Counting down to Christmas

by Celia Hayes

So, all our basic Christmas shopping has already been accomplished during the year. All we need to do is turn out the gift closet shelves and decided where to send the various choice items which we have bought and stored against the arrival of the season. Who needs to set foot outside the house on Black Friday? Certainly not us – not even for gift bags and wrappings, for we picked up what we required at the post-Christmas sales last year, when everything seasonal was marked down 70% or more. Hey, I am not a legendarily wealthy author, and my ability to shovel money into the commercial economy is limited and locally-based. But I could be tempted this year with a real Christmas tree; our local HEB put them out this weekend, and amazingly, they look very fresh and healthy. Running a hand over a branch does not result in a shower of detached needles, and the price asked for them was shockingly reasonable, compared to previous years. We did see some live small trees in pots at another venue, and we might well consider that option, being that we will have to keep it outside to keep the younger cats off of it anyway.

So, Thanksgiving is here at our San Antonio home – and the smoked whole turkey from Granzin's in New Braunfels is in the bottom of the refrigerator this very minute, to be served up with the side dishes that I posted about last year  . . .  and the very next day, we will need to get cracking on home-made Christmas cookies; another family tradition for which my mother is famous.

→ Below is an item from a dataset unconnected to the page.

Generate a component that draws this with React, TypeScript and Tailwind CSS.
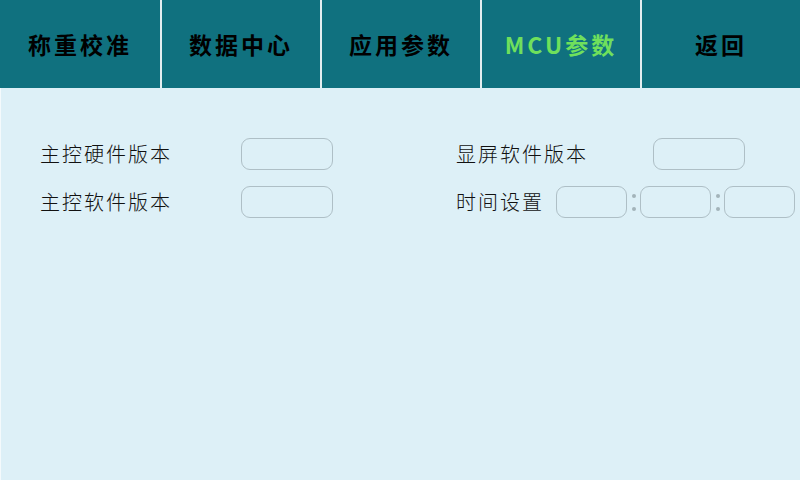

Her favorite cookie recipe came from one of those Pillsbury giveaway cookbooks, of which she had a large collection, before they were all burnt in the 2003 fire. This one cookbook was worn to shreds, as well as being liberally splashed with vanilla, smears of butter and sprinkles of flour, sugar and other ingredients. Fortunately, before it was lost entirely, my mother had transcribed the recipe for a local art association cookbook – which is a boon to all mankind, as the cookies are excellent and buttery, and there are a number of variations that can be made with very little trouble to the basic recipe.

Mom's Christmas Butter Cookies – Basic Recipe

Sift together: 2 ½ c. flour
1 tsp soda
1 tsp cream of tartar
¼ tsp salt
Cream together with electric mixer:
1 c butter
1 ½ c. powdered sugar
Add: 1 unbeaten egg
1 Tbsp vanilla
When well-blended, add the dry ingredients. This makes the basic cookie dough, which must be chilled before forming, and baked on an ungreased cookie sheet or parchment paper at 400°.

Variations -
Snowballs: Stir in 1 ½ c. finely chopped walnuts, chill and then shape into small walnut-sized balls. Bake at 400° for 8-10 minutes, and roll warm cookies in powdered sugar.

Cinnamon Balls: Shape plain chilled dough into walnut-sized balls, and roll in ¼ c. sugar mixed with 2 tsp, cinnamon. Bake at 400° for 5-8 minutes

Chocolate Rolled Cookies: add 2 ounces of unsweetened melted chocolate to basic dough. Chill, roll out and cut into shapes. Spread half of the cookies with a frosting of your choice (Mom always favored peppermint-flavored), and top with remaining cookies to make a sandwich cookie.

Fruit/Nut Balls: Add 1 Tbsp. grated orange peel, 2 Tbsp orange juice, ½ c. mixed candied fruit, and 1 c. chopped nuts. Chill, shape into walnut-sized balls and bake at 400° 5-8 minutes.

Jelly or Chocolate Balls: Form chilled dough into walnut-sized balls. Use the end of a wooden spoon to make hole into the top of each. Fill the indentation with jelly (apricot, currant or raspberry) or melted semi-sweet chocolate. Bake 4-5 minutes.